Dennis believed in being prepared, he would even wash dishes at camp, during a torrential
downpour because we had to be ready for the next meal.
Dennis was front and centre on Kub Kar building and fix up nights with our cub pack every year.
Notes from his brother in law Peter Sprokkelenburg
Never one to shy away from solving a problem or putting in a hard days work, he left us all
with a lasting legacy and belief in straight forward values.

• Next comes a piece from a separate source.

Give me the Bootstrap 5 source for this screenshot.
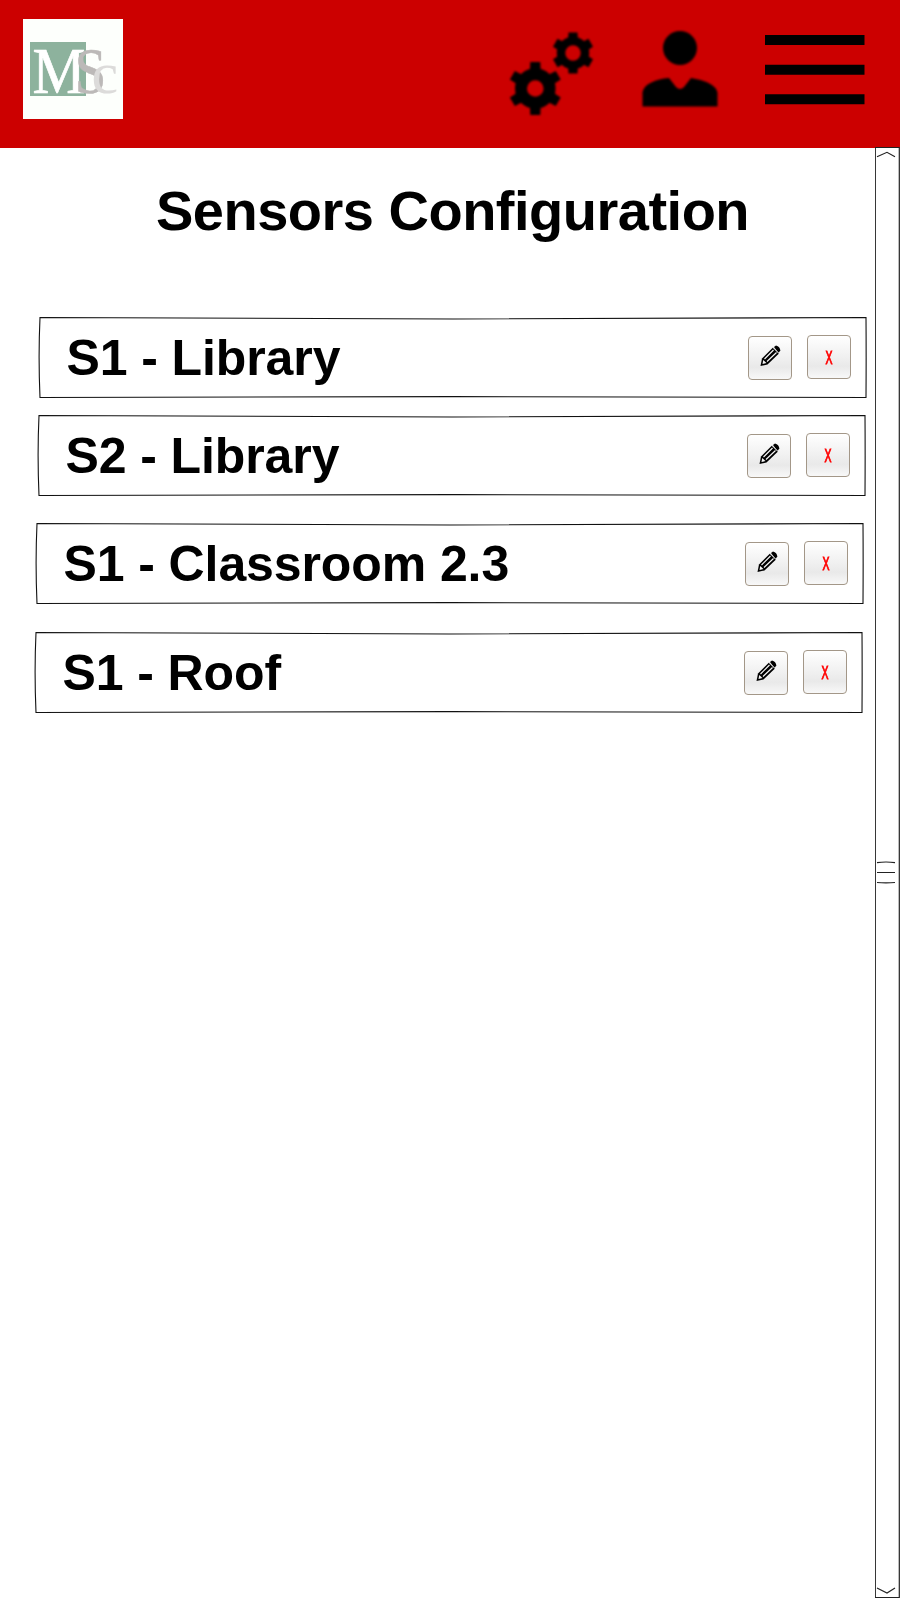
<!DOCTYPE html>
<html lang="en">
<head>
<meta charset="utf-8">
<meta name="viewport" content="width=device-width, initial-scale=1">
<title>Sensors Configuration</title>
<link href="https://cdn.jsdelivr.net/npm/bootstrap@5.3.0/dist/css/bootstrap.min.css" rel="stylesheet">
<style>
  body { font-family: "Liberation Sans", Arial, sans-serif; color: #000; background: #fff; }
  .screen { width: 900px; height: 1600px; overflow: hidden; }
  .topbar { height: 148px; background: #c00; padding: 19px 35px 0 23px; }
  .topbar svg { display: block; overflow: visible; }
  .soft { filter: blur(.8px); }
  .softer { filter: blur(1.1px); margin-top: 9px; }
  .main-col { width: 875px; }
  .page-title { font-size: 56px; letter-spacing: -.5px; line-height: 64px; font-weight: 700; margin: 31px 0 0 30px; width: 845px; text-align: center; white-space: nowrap; }
  .sensor { width: 828px; height: 81px; padding: 0 16px 0 27.500px; }
  .sensor.s1 { margin: 74px 0 0 39px; }
  .sensor.s2 { margin: 17px 0 0 38px; }
  .sensor.s3 { margin: 27px 0 0 36px; }
  .sensor.s4 { margin: 28px 0 0 35px; }
  .frame { inset: 0; overflow: visible; }
  .sensor-name { font-size: 50px; letter-spacing: -.1px; line-height: 56px; font-weight: 700; white-space: nowrap; }
  .tool { width: 44px; height: 44px; padding: 0; border: 1px solid #a39788; border-radius: 4px; color: #f00;
    background: linear-gradient(#fff, #f0f0f0 50%, #e9e9e9 72%, #f8f8f8); font: 18px/1 "Liberation Sans", sans-serif; }
  .tool.edit { margin-right: 15px; margin-bottom: 0; }
  .tool.remove { margin-bottom: 2px; }
  .tool.remove span { transform: scaleX(.58); -webkit-text-stroke: 1px #f00; padding-top: 2px; }
  .scroller { width: 25px; margin-top: -1px; height: 1453px; }
</style>
</head>
<body>
<div class="screen">
  <header class="topbar d-flex align-items-start">
    <svg class="me-auto" width="100" height="100" viewBox="0 0 100 100" font-family="Liberation Serif, serif">
      <rect width="100" height="100" fill="#fdfffc"/>
      <rect x="7" y="23" width="56" height="54" fill="#8db29d"/>
      <text x="9.5" y="74" font-size="66" textLength="53" lengthAdjust="spacingAndGlyphs" fill="#fff" stroke="#fff" stroke-width=".7">M</text>
      <text x="51.500" y="74" font-size="66" textLength="32" lengthAdjust="spacingAndGlyphs" fill="#bcb9b8" stroke="#bcb9b8" stroke-width=".4">S</text>
      <text x="68.500" y="74" font-size="60" fill="#dcdbda">c</text>
    </svg>
    <svg class="softer" width="86" height="86" viewBox="508 28 86 86">
      <defs>
        <path id="teeth-big" d="M-5.500,-16 L-5,-26.500 H5 L5.500,-16 Z M-5.500,16 L-5,26.500 H5 L5.500,16 Z"/>
        <path id="teeth-small" d="M-5,-12 L-4.500,-20.500 H4.500 L5,-12 Z M-5,12 L-4.500,20.500 H4.500 L5,12 Z"/>
      </defs>
      <g transform="translate(535.3 88.5)">
        <circle r="14.300" fill="none" stroke="#000" stroke-width="12"/>
        <use href="#teeth-big"/><use href="#teeth-big" transform="rotate(60)"/><use href="#teeth-big" transform="rotate(120)"/>
      </g>
      <g transform="translate(573 53)">
        <circle r="12" fill="none" stroke="#000" stroke-width="8.500"/>
        <use href="#teeth-small"/><use href="#teeth-small" transform="rotate(60)"/><use href="#teeth-small" transform="rotate(120)"/>
      </g>
    </svg>
    <svg class="soft" style="margin-left:48px" width="76" height="90" viewBox="642 19 76 90">
      <circle cx="680" cy="48" r="17"/>
      <path d="M642.500 106.500 V92 C644 84 656 79 669 78 L676 87 Q680 91 684 87 L691 78 C704 80 717 85 717.500 93 V106.500 Z"/>
    </svg>
    <svg style="margin-left:47px;filter:blur(.4px)" width="100" height="90" viewBox="0 0 100 90">
      <path d="M0 16h99.500v10H0z M0 45.700h99.500v10H0z M0 75.300h99.500v10H0z"/>
    </svg>
  </header>
  <div class="d-flex">
    <main class="main-col">
      <h1 class="page-title">Sensors Configuration</h1>
      <div id="list"></div>
    </main>
    <svg class="scroller position-relative" viewBox="875 147 25 1453" fill="none" stroke="#222" stroke-width="1.200">
      <path fill="#fff" d="M875.300 147.300 H899.300 Q900 872 899.300 1597.500 H875.300 Q876.500 872 875.300 147.300 Z"/>
      <path d="M877 156.700 L887 152.300 L895 156.700 M877 1588 L887 1593 L895 1588"/>
      <path d="M877 862.700 Q886 861.300 895 862.700 M877 872.500 H895 M877 882.500 Q886 883.300 895 882.500"/>
    </svg>
  </div>
</div>
<script src="https://cdn.jsdelivr.net/npm/bootstrap@5.3.0/dist/js/bootstrap.bundle.min.js"></script>
<script>
  const names = ['S1 - Library', 'S2 - Library', 'S1 - Classroom 2.3', 'S1 - Roof'];
  document.getElementById('list').innerHTML = names.map((name, i) => `
    <div class="sensor s${i + 1} position-relative d-flex align-items-center">
      <svg class="frame position-absolute" width="828" height="81" fill="none" stroke="#111" stroke-width="1.100">
        <path d="M1 .5 C250 2.500 578 2.500 827 .5 Q827.300 40 827 80.500 C578 79.300 250 79.300 1 80.500 Q-.8 40 1 .5 Z"/>
      </svg>
      <span class="sensor-name me-auto position-relative">${name}</span>
      <button class="tool edit btn position-relative d-flex align-items-center justify-content-center" aria-label="Edit">
        <svg width="42" height="42" viewBox="0 0 42 42">
          <path d="M11.500 29 L13 21.500 L24 10.500 L30 16.500 L18.500 27.500 Z"/>
          <path d="M25 10 L27 8.500 Q31 9.500 31.300 13.500 L29.500 16 Z"/>
          <path d="M15.500 22 L24.500 13 M18 24.500 L27.500 15.500" stroke="#f4f4f4" stroke-width="1.200" fill="none"/>
          <path d="M23.700 10.200 L30.200 16.700" stroke="#f4f4f4" stroke-width="1"/>
          <path d="M13.500 27 L14.200 23 L17.500 26 Z" fill="#f4f4f4"/>
        </svg>
      </button>
      <button class="tool remove btn position-relative d-flex align-items-center justify-content-center" aria-label="Remove"><span>X</span></button>
    </div>`).join('');
</script>
</body>
</html>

More of a brother than an in law, he had a love of everything Canadian. From hockey to
beer to Stompin’ Tom and Gordon Lightfoot. Best times were sitting around a table or fire
sharing a meal with good company and good conversation. Always wanting to explore and
take the road less traveled.
Notes from his family message to friends. It’s difficult to condense a life into a few
words on a page, especially one such as Dennis. He was a great friend, teacher, uncle,
brother, son, husband and father. To sum up his character in a couple sentences is an
impossible task, but we can try. He was a man of great intellect, humour, ideas,
opinions, and someone who always had a solution to a problem. I think however, his
greatest characteristic was not his intellect, or his ability to fix almost anything
with a roll of duct tape, or his remarkable talent for always finding a good deal at
a garage sale, or his indefatigable sense of humour. And I can say with certainty that
it was not his dancing abilities, or his fashion sense. No, I believe his greatest
quality was his penchant for helping people, and for passing on all his knowledge,
humour, opinions and compassion to those around him. The last word that comes to mind
when thinking of him is selfliss. He was never one to say no when someone needed help,
or to walk away when there was work to be done, and he constantly devoted his effort to
making the world a better place. Dennis loved life. He cherished the small things he
always enjoyed, like a walk at the beach with his family, Friday night hockey, sitting
around a fire with good friends and good conversation, or just a cold drink out on the
back deck after a day of hard work.
Dennis Moulds Taken too quickly, never to be forgotten.